Não podemos negar que o feminino da igualdade ergueu bandeiras importantes da mulher junto à educação, ao trabalho e à política. Ele combateu o papel subalterno da mulher, a liberdade à concepção e ao direito do prazer. Assim o feminismo fez-se escutar mundialmente.
Estamos hoje numa proposta pós-feminista que, longe de negar o feminismo, propõe-se a corrigir suas distorções. Não prescinde o feminismo porque foi necessário partir da identificação de um Universo Feminino para indagá-lo e relê-lo como cultura.

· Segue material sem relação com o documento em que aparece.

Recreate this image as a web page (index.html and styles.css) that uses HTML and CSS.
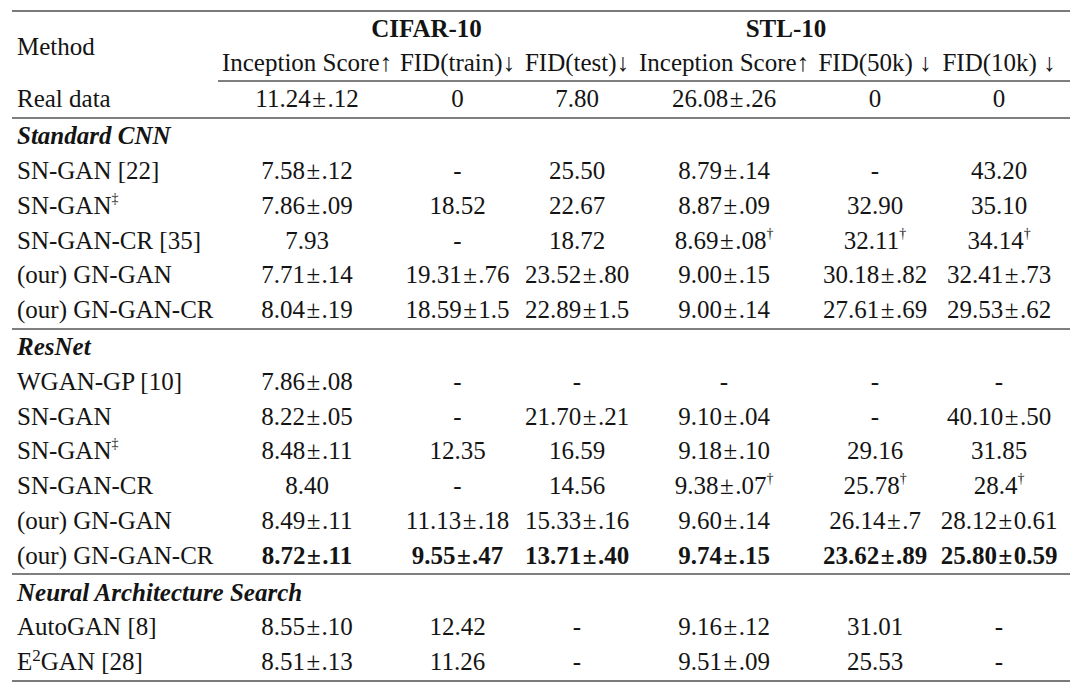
FILE: index.html
```html
<!DOCTYPE html>
<html>
<head>
<meta charset="utf-8">
<link rel="stylesheet" href="styles.css">
</head>
<body>
<table class="results">
  <colgroup>
    <col class="c-method">
    <col class="c-is">
    <col class="c-train">
    <col class="c-test">
    <col class="c-is">
    <col class="c-50k">
    <col class="c-10k">
  </colgroup>
  <thead>
    <tr class="head1">
      <th class="method" rowspan="2">Method</th>
      <th class="ds" colspan="3">CIFAR-10</th>
      <th class="ds" colspan="2">STL-10</th>
      <th></th>
    </tr>
    <tr class="head2 rule">
      <th>Inception Score↑</th>
      <th>FID(train)↓</th>
      <th>FID(test)↓</th>
      <th>Inception Score↑</th>
      <th>FID(50k) ↓</th>
      <th class="last">FID(10k) ↓</th>
    </tr>
  </thead>
  <tbody>
    <tr class="rule">
      <td class="method">Real data</td><td>11.24<span class="pm">±</span>.12</td><td>0</td><td>7.80</td><td>26.08<span class="pm">±</span>.26</td><td>0</td><td class="last">0</td>
    </tr>
    <tr class="section"><td colspan="7">Standard CNN</td></tr>
    <tr><td class="method">SN-GAN [22]</td><td>7.58<span class="pm">±</span>.12</td><td>-</td><td>25.50</td><td>8.79<span class="pm">±</span>.14</td><td>-</td><td class="last">43.20</td></tr>
    <tr><td class="method">SN-GAN<sup>‡</sup></td><td>7.86<span class="pm">±</span>.09</td><td>18.52</td><td>22.67</td><td>8.87<span class="pm">±</span>.09</td><td>32.90</td><td class="last">35.10</td></tr>
    <tr><td class="method">SN-GAN-CR [35]</td><td>7.93</td><td>-</td><td>18.72</td><td>8.69<span class="pm">±</span>.08<sup>†</sup></td><td>32.11<sup>†</sup></td><td class="last">34.14<sup>†</sup></td></tr>
    <tr><td class="method">(our) GN-GAN</td><td>7.71<span class="pm">±</span>.14</td><td>19.31<span class="pm">±</span>.76</td><td>23.52<span class="pm">±</span>.80</td><td>9.00<span class="pm">±</span>.15</td><td>30.18<span class="pm">±</span>.82</td><td class="last">32.41<span class="pm">±</span>.73</td></tr>
    <tr class="rule"><td class="method">(our) GN-GAN-CR</td><td>8.04<span class="pm">±</span>.19</td><td>18.59<span class="pm">±</span>1.5</td><td>22.89<span class="pm">±</span>1.5</td><td>9.00<span class="pm">±</span>.14</td><td>27.61<span class="pm">±</span>.69</td><td class="last">29.53<span class="pm">±</span>.62</td></tr>
    <tr class="section"><td colspan="7">ResNet</td></tr>
    <tr><td class="method">WGAN-GP [10]</td><td>7.86<span class="pm">±</span>.08</td><td>-</td><td>-</td><td>-</td><td>-</td><td class="last">-</td></tr>
    <tr><td class="method">SN-GAN</td><td>8.22<span class="pm">±</span>.05</td><td>-</td><td>21.70<span class="pm">±</span>.21</td><td>9.10<span class="pm">±</span>.04</td><td>-</td><td class="last">40.10<span class="pm">±</span>.50</td></tr>
    <tr><td class="method">SN-GAN<sup>‡</sup></td><td>8.48<span class="pm">±</span>.11</td><td>12.35</td><td>16.59</td><td>9.18<span class="pm">±</span>.10</td><td>29.16</td><td class="last">31.85</td></tr>
    <tr><td class="method">SN-GAN-CR</td><td>8.40</td><td>-</td><td>14.56</td><td>9.38<span class="pm">±</span>.07<sup>†</sup></td><td>25.78<sup>†</sup></td><td class="last">28.4<sup>†</sup></td></tr>
    <tr><td class="method">(our) GN-GAN</td><td>8.49<span class="pm">±</span>.11</td><td>11.13<span class="pm">±</span>.18</td><td>15.33<span class="pm">±</span>.16</td><td>9.60<span class="pm">±</span>.14</td><td>26.14<span class="pm">±</span>.7</td><td class="last">28.12<span class="pm">±</span>0.61</td></tr>
    <tr class="rule best"><td class="method">(our) GN-GAN-CR</td><td>8.72<span class="pm">±</span>.11</td><td>9.55<span class="pm">±</span>.47</td><td>13.71<span class="pm">±</span>.40</td><td>9.74<span class="pm">±</span>.15</td><td>23.62<span class="pm">±</span>.89</td><td class="last">25.80<span class="pm">±</span>0.59</td></tr>
    <tr class="section"><td colspan="7">Neural Architecture Search</td></tr>
    <tr><td class="method">AutoGAN [8]</td><td>8.55<span class="pm">±</span>.10</td><td>12.42</td><td>-</td><td>9.16<span class="pm">±</span>.12</td><td>31.01</td><td class="last">-</td></tr>
    <tr class="bottom"><td class="method">E<sup class="pow">2</sup>GAN [28]</td><td>8.51<span class="pm">±</span>.13</td><td>11.26</td><td>-</td><td>9.51<span class="pm">±</span>.09</td><td>25.53</td><td class="last">-</td></tr>
  </tbody>
</table>
</body>
</html>
```

FILE: styles.css
```css
html, body {
  margin: 0;
  padding: 0;
  background: #ffffff;
}

body {
  font-family: "Liberation Serif", "Times New Roman", serif;
  font-size: 25px;
  color: #141414;
}

.results {
  margin: 10px 0 0 12px;
  border-collapse: collapse;
  table-layout: fixed;
  width: 1058px;
  border-top: 2px solid #7a7a7a;
}

.c-method { width: 206px; }
.c-is { width: 178px; }
.c-train { width: 123px; }
.c-test { width: 116px; }
.c-50k { width: 124px; }
.c-10k { width: 133px; }

.results th,
.results td {
  padding: 0;
  text-align: center;
  white-space: nowrap;
  font-weight: normal;
  line-height: 26px;
}

.results td.last,
.results th.last {
  padding-right: 9px;
}

.head1 th,
.head2 th {
  height: 34px;
}

.results .ds {
  font-weight: bold;
}

.results .method {
  text-align: left;
  padding-left: 5px;
  vertical-align: middle;
}

.results tbody tr {
  height: 34.8px;
}

.results td {
  height: 34.8px;
}

.rule th,
.rule td {
  border-bottom: 2px solid #7f7f7f;
}

.bottom td {
  border-bottom: 2px solid #7a7a7a;
}

.section td {
  text-align: left;
  padding-left: 5px;
  font-weight: bold;
  font-style: italic;
}

.best td:not(.method) {
  font-weight: bold;
}

.pm {
  margin: 0 1.5px;
}

sup {
  font-size: 14px;
  line-height: 0;
  vertical-align: 11px;
}

sup.pow {
  font-size: 17px;
  vertical-align: 9px;
}
```
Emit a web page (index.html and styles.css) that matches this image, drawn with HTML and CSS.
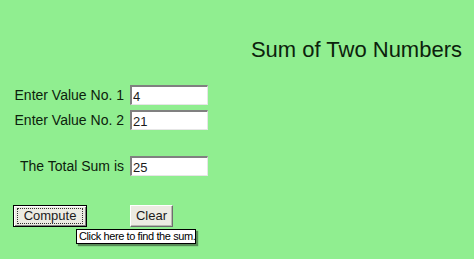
FILE: index.html
```html
<!DOCTYPE html>
<html>
<head>
<meta charset="utf-8">
<title>Sum of Two Numbers</title>
<link rel="stylesheet" href="styles.css">
</head>
<body>
<div class="page">
  <h1 class="title">Sum of Two Numbers</h1>
  <div class="form">
    <label class="lbl">Enter Value No. 1</label>
    <input class="field" type="text" value="4">
    <label class="lbl">Enter Value No. 2</label>
    <input class="field" type="text" value="21">
    <label class="lbl total-lbl">The Total Sum is</label>
    <input class="field total-field" type="text" value="25">
    <button class="btn btn-default"><span class="focus">Compute</span></button>
    <button class="btn btn-clear">Clear</button>
  </div>
  <div class="tooltip">Click here to find the sum.</div>
</div>
</body>
</html>
```
FILE: styles.css
```css
html, body {
  margin: 0;
  padding: 0;
  background: #90ee90;
}
.page {
  position: relative;
  width: 474px;
  height: 259px;
  box-sizing: border-box;
  padding: 38px 12px 0 12px;
  font-family: "Liberation Sans", Arial, sans-serif;
  color: #0c220c;
  overflow: hidden;
}
.title {
  margin: 0;
  font-size: 22px;
  line-height: 24px;
  font-weight: normal;
  text-align: right;
}
.form {
  margin-top: 23px;
  display: grid;
  grid-template-columns: 112px 78px;
  column-gap: 6px;
  row-gap: 5px;
  align-items: center;
}
.lbl {
  font-size: 14px;
  line-height: 16px;
  text-align: right;
  white-space: nowrap;
}
.field {
  box-sizing: border-box;
  width: 78px;
  height: 20px;
  margin: 0;
  padding: 1px 1px 0 1px;
  font-family: "Liberation Sans", Arial, sans-serif;
  font-size: 13px;
  color: #1a1a1a;
  background: #ffffff;
  border-top: 2px solid #808080;
  border-left: 2px solid #808080;
  border-right: 1px solid #e6e6e6;
  border-bottom: 1px solid #e6e6e6;
  outline: none;
}
.total-lbl, .total-field {
  margin-top: 21px;
}
.btn {
  box-sizing: border-box;
  margin: 0;
  margin-top: 24px;
  font-family: "Liberation Sans", Arial, sans-serif;
  font-size: 13px;
  color: #1a1a1a;
  background: #ecebe2;
  height: 22px;
  padding: 0;
  cursor: default;
}
.btn-default {
  justify-self: start;
  width: 74px;
  margin-left: 1px;
  border: 1px solid #000;
  box-shadow: inset 1px 1px 0 #ffffff, inset -1px -1px 0 #808080;
  display: flex;
  align-items: center;
  justify-content: center;
}
.focus {
  display: block;
  width: 64px;
  height: 14px;
  line-height: 14px;
  border: 1px dotted #333;
}
.btn-clear {
  justify-self: start;
  width: 43px;
  border-top: 1px solid #ffffff;
  border-left: 1px solid #ffffff;
  border-right: 1px solid #6e6e6e;
  border-bottom: 1px solid #6e6e6e;
  box-shadow: inset -1px -1px 0 #b8b8b0;
  margin-top: 23px;
}
.tooltip {
  position: absolute;
  left: 76px;
  top: 229px;
  box-sizing: border-box;
  width: 120px;
  height: 15px;
  padding: 0 0 0 2px;
  font-family: "Liberation Sans", Arial, sans-serif;
  font-size: 11px;
  letter-spacing: -0.4px;
  line-height: 13px;
  color: #000;
  background: #ffffff;
  border: 1px solid #000;
  box-shadow: 2px 2px 1px rgba(40, 60, 40, 0.55);
  white-space: nowrap;
}
```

Ao relê-lo, deve-se abandonar a ideia da diferença entre gêneros que descaracteriza a mulher e a coloca como ser frágil, sem vida própria ou vontade, incapaz de liberdade e autonomia. A ideia da diferença necessária é a que caracteriza a mulher a partir dos valores constitutivos da identidade feminina, de reivindicação e ocupação de espaço nas múltiplas dimensões da vida social.
Ao final, a lógica do mercado é triunfante, mesmo que repleta de buracos e questionamentos das verdades colocadas. A tecnologia, cada vez mais avançada, desemprega mundialmente. É alarmante. Nessa luta, homens e mulheres estão diante de um desafio que supera a questão de gêneros. É a luta pelos valores humanos e sociais. Nesse sentido, o projeto da diferença não passa pela revalorização privada para as mulheres, mas pelas mulheres e para o conjunto da sociedade.
Desmistificar os valores intocados da ordem masculina e abrir um diálogo propondo avanços que integrem os sexos, no desafio comum de um mundo mais dotado de sentido, com projetos que tenham sempre um pé no chão e outro no sonho.
Tentar, tentar sempre. Não desistir.